- **Material shown**:

BEGIN

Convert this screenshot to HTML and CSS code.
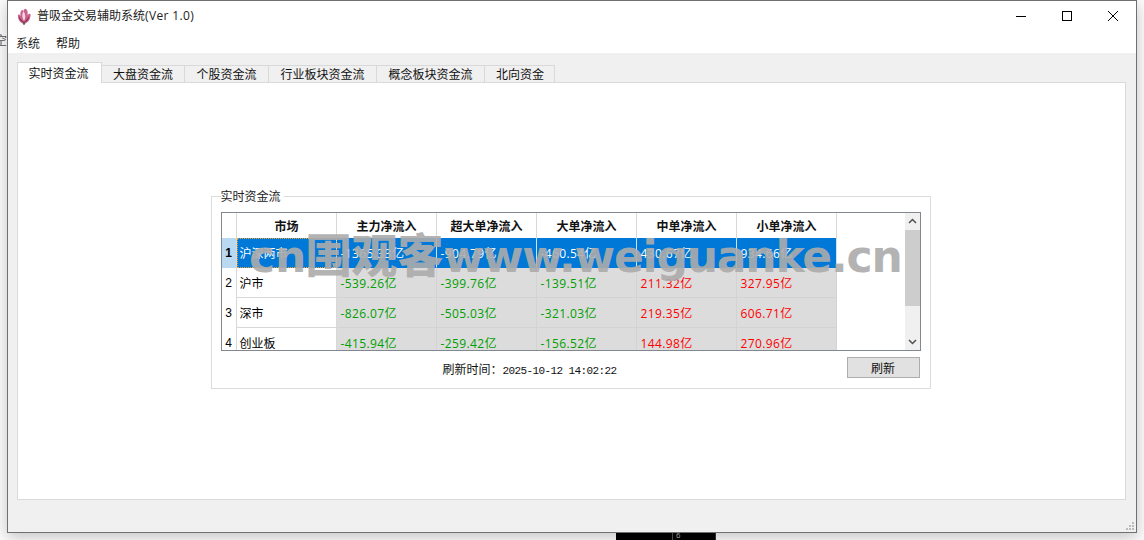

END
BEGIN

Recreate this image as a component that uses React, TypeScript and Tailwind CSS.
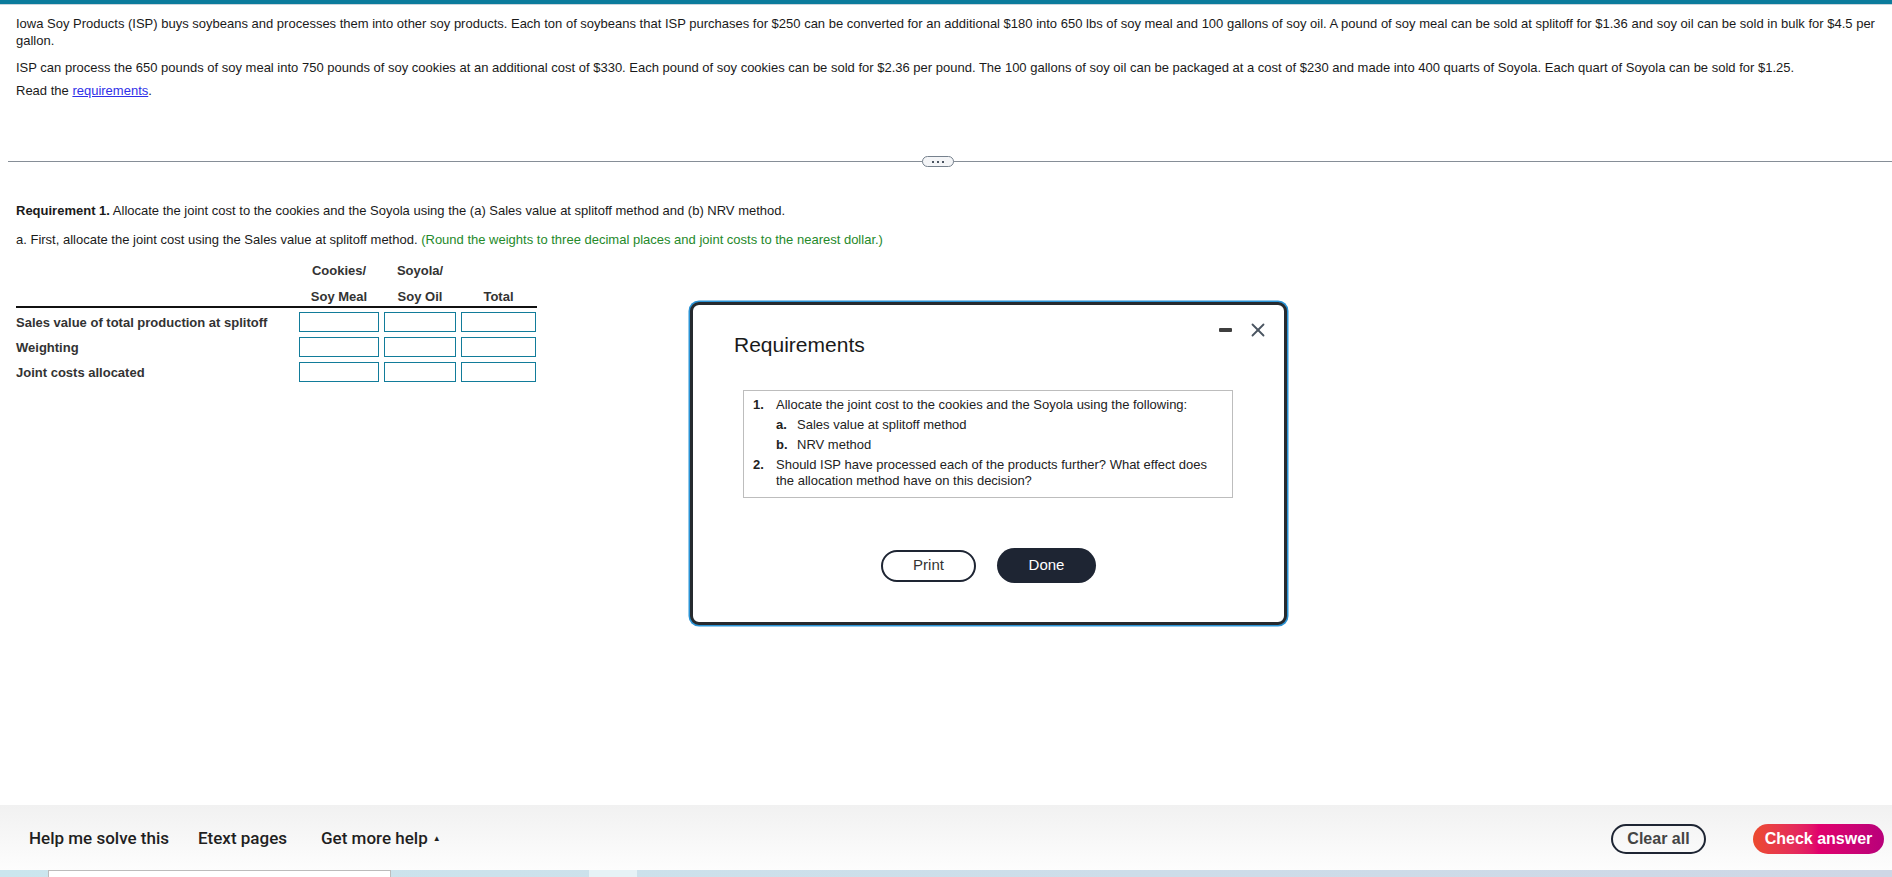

END
BEGIN

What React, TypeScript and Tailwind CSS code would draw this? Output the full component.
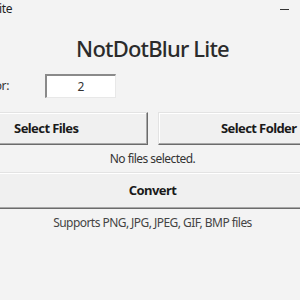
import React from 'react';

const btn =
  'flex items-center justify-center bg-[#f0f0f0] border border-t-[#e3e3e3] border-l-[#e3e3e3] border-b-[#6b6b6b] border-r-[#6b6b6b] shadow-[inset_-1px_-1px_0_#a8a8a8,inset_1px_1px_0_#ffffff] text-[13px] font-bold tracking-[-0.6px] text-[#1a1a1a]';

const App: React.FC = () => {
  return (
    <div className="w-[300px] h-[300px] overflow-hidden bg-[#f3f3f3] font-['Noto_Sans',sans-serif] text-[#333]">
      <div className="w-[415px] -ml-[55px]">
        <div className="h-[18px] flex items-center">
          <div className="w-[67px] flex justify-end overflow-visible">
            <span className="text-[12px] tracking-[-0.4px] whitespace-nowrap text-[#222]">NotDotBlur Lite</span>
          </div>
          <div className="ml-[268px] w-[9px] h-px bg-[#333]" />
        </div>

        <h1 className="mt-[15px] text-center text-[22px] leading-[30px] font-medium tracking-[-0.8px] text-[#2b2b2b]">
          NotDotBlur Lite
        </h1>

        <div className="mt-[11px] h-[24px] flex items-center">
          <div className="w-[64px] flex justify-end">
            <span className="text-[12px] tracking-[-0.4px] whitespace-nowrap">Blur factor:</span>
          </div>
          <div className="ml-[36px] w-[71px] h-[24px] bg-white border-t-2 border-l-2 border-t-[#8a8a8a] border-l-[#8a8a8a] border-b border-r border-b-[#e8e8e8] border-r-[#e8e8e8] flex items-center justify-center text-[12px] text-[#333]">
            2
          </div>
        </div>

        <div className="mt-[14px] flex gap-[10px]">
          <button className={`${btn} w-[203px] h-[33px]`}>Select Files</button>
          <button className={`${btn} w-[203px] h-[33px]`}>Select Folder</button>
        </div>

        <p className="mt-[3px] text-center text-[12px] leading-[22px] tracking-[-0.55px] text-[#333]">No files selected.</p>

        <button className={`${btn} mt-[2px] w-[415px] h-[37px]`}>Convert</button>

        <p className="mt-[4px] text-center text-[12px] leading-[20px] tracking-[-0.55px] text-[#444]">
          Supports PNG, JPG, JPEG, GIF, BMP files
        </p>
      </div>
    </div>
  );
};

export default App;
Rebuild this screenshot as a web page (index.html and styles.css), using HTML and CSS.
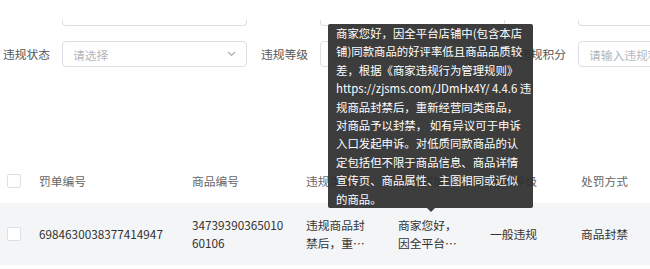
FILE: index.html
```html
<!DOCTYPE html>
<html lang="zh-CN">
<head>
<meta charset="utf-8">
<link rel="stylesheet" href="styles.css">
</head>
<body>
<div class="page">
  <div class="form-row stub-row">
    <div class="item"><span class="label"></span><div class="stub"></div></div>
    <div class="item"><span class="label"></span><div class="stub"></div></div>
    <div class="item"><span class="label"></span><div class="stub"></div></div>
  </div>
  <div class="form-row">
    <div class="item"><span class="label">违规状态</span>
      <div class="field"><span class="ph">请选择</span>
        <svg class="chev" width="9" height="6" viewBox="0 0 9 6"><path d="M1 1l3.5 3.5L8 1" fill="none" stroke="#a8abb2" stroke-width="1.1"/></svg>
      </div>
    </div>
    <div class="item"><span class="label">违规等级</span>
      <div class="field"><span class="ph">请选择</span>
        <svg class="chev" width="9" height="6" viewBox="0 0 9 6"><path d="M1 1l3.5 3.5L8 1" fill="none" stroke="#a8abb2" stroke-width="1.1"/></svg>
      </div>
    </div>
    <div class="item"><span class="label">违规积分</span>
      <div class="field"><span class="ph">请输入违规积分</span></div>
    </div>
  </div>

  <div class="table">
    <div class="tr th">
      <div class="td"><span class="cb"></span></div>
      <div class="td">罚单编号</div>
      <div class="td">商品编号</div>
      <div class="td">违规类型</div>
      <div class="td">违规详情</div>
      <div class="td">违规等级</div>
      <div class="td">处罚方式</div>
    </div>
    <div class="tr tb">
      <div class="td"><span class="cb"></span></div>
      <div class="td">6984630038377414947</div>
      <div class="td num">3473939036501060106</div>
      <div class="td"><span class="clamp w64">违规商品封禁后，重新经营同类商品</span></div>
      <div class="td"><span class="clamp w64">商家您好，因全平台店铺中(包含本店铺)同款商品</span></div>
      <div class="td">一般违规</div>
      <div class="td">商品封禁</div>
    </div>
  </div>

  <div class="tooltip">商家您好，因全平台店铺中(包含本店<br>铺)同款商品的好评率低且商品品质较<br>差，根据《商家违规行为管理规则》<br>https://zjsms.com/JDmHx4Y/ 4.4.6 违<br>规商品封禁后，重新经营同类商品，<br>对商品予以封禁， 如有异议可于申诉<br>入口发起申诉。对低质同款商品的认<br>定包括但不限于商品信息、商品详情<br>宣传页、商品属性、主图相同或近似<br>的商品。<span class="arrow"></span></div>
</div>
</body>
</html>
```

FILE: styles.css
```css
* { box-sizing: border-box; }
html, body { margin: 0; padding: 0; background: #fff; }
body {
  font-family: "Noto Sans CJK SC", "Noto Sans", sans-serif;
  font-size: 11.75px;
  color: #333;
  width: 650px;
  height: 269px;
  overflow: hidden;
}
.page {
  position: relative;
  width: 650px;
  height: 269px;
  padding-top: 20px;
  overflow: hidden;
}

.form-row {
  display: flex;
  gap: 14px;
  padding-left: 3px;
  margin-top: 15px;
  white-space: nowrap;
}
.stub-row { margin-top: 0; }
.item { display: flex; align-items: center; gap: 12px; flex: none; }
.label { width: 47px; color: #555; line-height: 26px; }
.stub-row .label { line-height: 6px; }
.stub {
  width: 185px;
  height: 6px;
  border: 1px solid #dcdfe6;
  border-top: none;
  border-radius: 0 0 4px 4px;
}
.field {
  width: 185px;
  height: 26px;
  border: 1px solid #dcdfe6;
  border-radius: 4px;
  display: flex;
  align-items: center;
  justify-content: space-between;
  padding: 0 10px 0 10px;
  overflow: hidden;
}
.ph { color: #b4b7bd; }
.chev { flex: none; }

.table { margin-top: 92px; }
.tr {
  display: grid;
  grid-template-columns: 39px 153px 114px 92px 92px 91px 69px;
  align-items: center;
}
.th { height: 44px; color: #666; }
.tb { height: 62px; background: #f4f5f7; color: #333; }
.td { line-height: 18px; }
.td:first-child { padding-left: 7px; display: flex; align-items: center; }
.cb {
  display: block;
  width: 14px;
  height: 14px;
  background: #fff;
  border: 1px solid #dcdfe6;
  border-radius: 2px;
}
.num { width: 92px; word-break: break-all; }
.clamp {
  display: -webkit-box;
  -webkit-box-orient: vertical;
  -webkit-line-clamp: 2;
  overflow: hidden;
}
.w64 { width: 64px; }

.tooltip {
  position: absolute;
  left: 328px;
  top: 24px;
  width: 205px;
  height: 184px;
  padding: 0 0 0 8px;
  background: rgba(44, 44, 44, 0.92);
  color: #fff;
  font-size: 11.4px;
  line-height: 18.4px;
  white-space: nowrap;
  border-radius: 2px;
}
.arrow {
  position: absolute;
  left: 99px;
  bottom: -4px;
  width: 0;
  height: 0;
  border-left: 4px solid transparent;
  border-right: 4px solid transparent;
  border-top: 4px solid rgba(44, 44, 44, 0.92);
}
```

END

For each line of the entries that includes "component", show that line.

Recreate this image as a component that uses React, TypeScript and Tailwind CSS.
What React, TypeScript and Tailwind CSS code would draw this? Output the full component.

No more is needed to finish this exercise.